Hay puntos de Siberia y de la costa oriental rusa que despiertan la codicia de otros países –Inglaterra y Estados Unidos, por ejemplo- y Sajalín, el territorio insular más grande de Rusia, en el Pacífico Occidental, es sin duda uno de ellos.
De forma alargada y ligeramente inclinada hacia el Oeste, la isla rusa es vecina de una japonesa, Hokkaido, algo mayor, separada por el estrecho de La Pérouse, cruzado en ocasiones por pescadores que venden de manera ilegal sus productos, para sobrevivir relativamente mejor que el resto de sus compatriotas.

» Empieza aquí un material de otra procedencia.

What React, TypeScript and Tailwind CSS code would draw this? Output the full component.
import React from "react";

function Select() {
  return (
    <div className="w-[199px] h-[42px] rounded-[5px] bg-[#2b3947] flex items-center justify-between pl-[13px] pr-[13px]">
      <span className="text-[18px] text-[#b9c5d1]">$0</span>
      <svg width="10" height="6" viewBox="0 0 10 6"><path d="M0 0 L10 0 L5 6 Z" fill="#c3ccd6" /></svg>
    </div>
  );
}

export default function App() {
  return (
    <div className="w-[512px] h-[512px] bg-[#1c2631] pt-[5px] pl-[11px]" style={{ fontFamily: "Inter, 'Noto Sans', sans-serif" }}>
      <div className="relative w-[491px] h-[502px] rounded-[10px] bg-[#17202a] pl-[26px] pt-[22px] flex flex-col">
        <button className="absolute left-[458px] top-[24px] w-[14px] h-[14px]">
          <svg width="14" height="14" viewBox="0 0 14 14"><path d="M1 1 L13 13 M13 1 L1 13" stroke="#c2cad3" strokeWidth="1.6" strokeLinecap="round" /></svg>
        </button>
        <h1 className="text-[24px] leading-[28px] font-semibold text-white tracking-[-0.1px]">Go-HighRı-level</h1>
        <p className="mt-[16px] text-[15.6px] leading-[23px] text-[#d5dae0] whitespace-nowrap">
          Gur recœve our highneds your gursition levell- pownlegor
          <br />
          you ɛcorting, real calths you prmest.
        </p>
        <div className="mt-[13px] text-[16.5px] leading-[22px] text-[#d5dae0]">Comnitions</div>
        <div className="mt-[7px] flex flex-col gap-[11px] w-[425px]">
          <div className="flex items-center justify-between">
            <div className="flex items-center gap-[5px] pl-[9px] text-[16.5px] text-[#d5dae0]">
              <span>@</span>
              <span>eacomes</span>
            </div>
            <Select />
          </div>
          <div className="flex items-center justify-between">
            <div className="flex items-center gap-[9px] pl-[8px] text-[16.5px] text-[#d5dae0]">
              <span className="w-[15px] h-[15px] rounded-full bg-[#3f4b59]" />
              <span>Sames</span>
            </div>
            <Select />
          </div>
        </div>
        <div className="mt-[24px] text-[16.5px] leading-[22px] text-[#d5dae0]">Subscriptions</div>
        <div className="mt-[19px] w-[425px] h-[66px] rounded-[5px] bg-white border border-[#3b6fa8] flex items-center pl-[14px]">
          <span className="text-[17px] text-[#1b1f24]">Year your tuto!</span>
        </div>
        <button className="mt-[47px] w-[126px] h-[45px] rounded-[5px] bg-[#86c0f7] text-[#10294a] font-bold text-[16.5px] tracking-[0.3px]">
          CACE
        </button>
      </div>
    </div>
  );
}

La dinastía Ming, la penúltima en reinar en China, envió mil soldados a Sajalín en 1616 y luego fue la última, la Manchú, la que reclamó y la dominó, mientras Japón y Rusia intentaban colonizarla sin éxito; pero entre idas y vueltas, en el siglo XVIII los tres países se adjudicaron su soberanía.

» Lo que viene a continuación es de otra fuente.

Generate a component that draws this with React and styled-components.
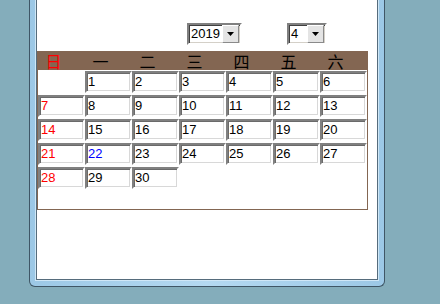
import React from "react";
import styled, { createGlobalStyle } from "styled-components";

const Global = createGlobalStyle`
  html, body { margin: 0; padding: 0; }
  body {
    background: #84adbb;
    font-family: "Liberation Sans", Arial, sans-serif;
  }
`;

const Window = styled.div`
  box-sizing: border-box;
  margin-left: 29px;
  width: 356px;
  height: 287px;
  padding: 0 6px 6px;
  background: linear-gradient(to right, #9cc8e6, #b4d9f1 50%, #9cc8e6);
  border: 1px solid #3f5666;
  border-top: none;
  border-radius: 0 0 6px 6px;
`;

const Pane = styled.div`
  box-sizing: border-box;
  height: 100%;
  background: #fff;
  border: 1px solid #566c7c;
  border-top: none;
  box-shadow: 0 0 0 1px #cfe7f7;
  padding-top: 23px;
`;

const Toolbar = styled.div`
  display: flex;
  gap: 45px;
  padding-left: 150px;
  height: 22px;
  margin-bottom: 6px;
`;

const SelectBox = styled.div`
  box-sizing: border-box;
  width: ${(p) => p.$w}px;
  height: 22px;
  display: flex;
  border: 2px solid;
  border-color: #808080 #fff #fff #808080;
  box-shadow: inset 1px 1px 0 #404040, inset -1px -1px 0 #d4d0c8;
  background: #fff;
`;

const SelectText = styled.div`
  flex: 1;
  padding-left: 2px;
  font: 13px/18px "Liberation Sans", Arial, sans-serif;
  color: #000;
`;

const DropButton = styled.div`
  box-sizing: border-box;
  width: 17px;
  height: 18px;
  margin-right: 1px;
  display: flex;
  align-items: center;
  justify-content: center;
  background: #e4e4e4;
  border: 1px solid;
  border-color: #fff #8a8a8a #8a8a8a #fff;
`;

const Arrow = () => (
  <svg width="7" height="4" viewBox="0 0 7 4">
    <polygon points="0,0 7,0 3.5,4" fill="#000" />
  </svg>
);

const Calendar = styled.div`
  box-sizing: border-box;
  width: 331px;
  border: 1px solid #836652;
  padding-bottom: 20px;
`;

const HeadRow = styled.div`
  display: grid;
  grid-template-columns: repeat(7, 47px);
  height: 18px;
  background: #836652;
  margin-bottom: 1px;
`;

const HeadCell = styled.div`
  text-align: center;
  padding-right: 16px;
  font: 16px/18px "Noto Sans CJK SC", "Noto Sans CJK JP", sans-serif;
  color: ${(p) => p.$tone};
`;

const Grid = styled.div`
  display: grid;
  grid-template-columns: repeat(7, 47px);
  grid-auto-rows: 22px;
  row-gap: 2px;
`;

const DayCell = styled.div`
  box-sizing: border-box;
  border: 2px solid;
  border-color: #808080 #fff #fff #808080;
  box-shadow: inset 1px 1px 0 #6a6a6a, inset -1px -1px 0 #d8d8d8;
  padding-left: 1px;
  font: 13px/18px "Liberation Sans", Arial, sans-serif;
  color: ${(p) => p.$tone};
`;

const Blank = styled.div``;

const heads = ["日", "一", "二", "三", "四", "五", "六"];

export default function App() {
  const cells = [];
  const startOffset = 1;
  for (let i = 0; i < startOffset; i++) cells.push(null);
  for (let d = 1; d <= 30; d++) cells.push(d);

  return (
    <>
      <Global />
      <Window>
        <Pane>
          <Toolbar>
            <SelectBox $w={55}>
              <SelectText>2019</SelectText>
              <DropButton>
                <Arrow />
              </DropButton>
            </SelectBox>
            <SelectBox $w={40}>
              <SelectText>4</SelectText>
              <DropButton>
                <Arrow />
              </DropButton>
            </SelectBox>
          </Toolbar>
          <Calendar>
            <HeadRow>
              {heads.map((h, i) => (
                <HeadCell key={h} $tone={i === 0 ? "#ff0000" : "#000"}>
                  {h}
                </HeadCell>
              ))}
            </HeadRow>
            <Grid>
              {cells.map((d, i) => {
                if (d === null) return <Blank key={"b" + i} />;
                const sunday = i % 7 === 0;
                const tone = d === 22 ? "#0000ff" : sunday ? "#ff0000" : "#000";
                return (
                  <DayCell key={d} $tone={tone}>
                    {d}
                  </DayCell>
                );
              })}
            </Grid>
          </Calendar>
        </Pane>
      </Window>
    </>
  );
}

En esa época los rusos explotaron la caza de focas, la pesca, las minas de carbón y construyeron templos de su iglesia ortodoxa y el presidio sobre el que escribió Antón Chéjov, que ya no existe al ser demolido en los primeros años de la Revolución bolchevique, hacia 1919.
Luego de la derrota de Japón en la Segunda Guerra Mundial en agosto de 1945, la Unión Soviética se quedó con la isla y el país bombardeado por Estados Unidos para poner fin al imperio nipón, éste tuvo que reconocer la soberanía rusa.
Sin embargo, el gobierno de Tokyo aún sostiene que no todo está dicho: en sus mapas, Sajalín figura como “tierra de nadie”, y en la década de 1990 Japón propuso a Rusia comprarle la isla; pero los jerarcas del Kremlin no accedieron, en un episodio similar al que protagonizaron el reino de Dinamarca y el gobierno de Estados Unidos.
A mediados de 2019, en una más de sus imbecilidades, desfiguros y sueños locos, Donald Trump reveló sus ganas de adquirir Groenlandia, la mayor isla de la Tierra, sin encontrar más que una rotunda negativa desde Copenhague, que en breves y concisas palabras ridiculizó aún más a quien tiene tanto pelo en el copete y tan pocas ideas en el cerebro.
Sajalín soportó y resistió dos terremotos intensos -en 1995 y en 2007- cuando la prosperidad empezó a llegar a principios del siglo XXI con las prospecciones para la explotación de gas y petróleo, y con la llegada de turistas japoneses que viajan a conocer la isla que alguna vez les perteneció y siguen ambicionado; pero la añoranza sigue vigente.
No hay que perder de vista que, evidentemente, existe lo que antes fue una posibilidad y ahora es una realidad: bajo las tierras y aguas de Sajalín hay los recursos energéticos que han movido al mundo, además de oro y diamantes que ya desataron indeseadas rivalidades entre vecinos cercanos y lejanos.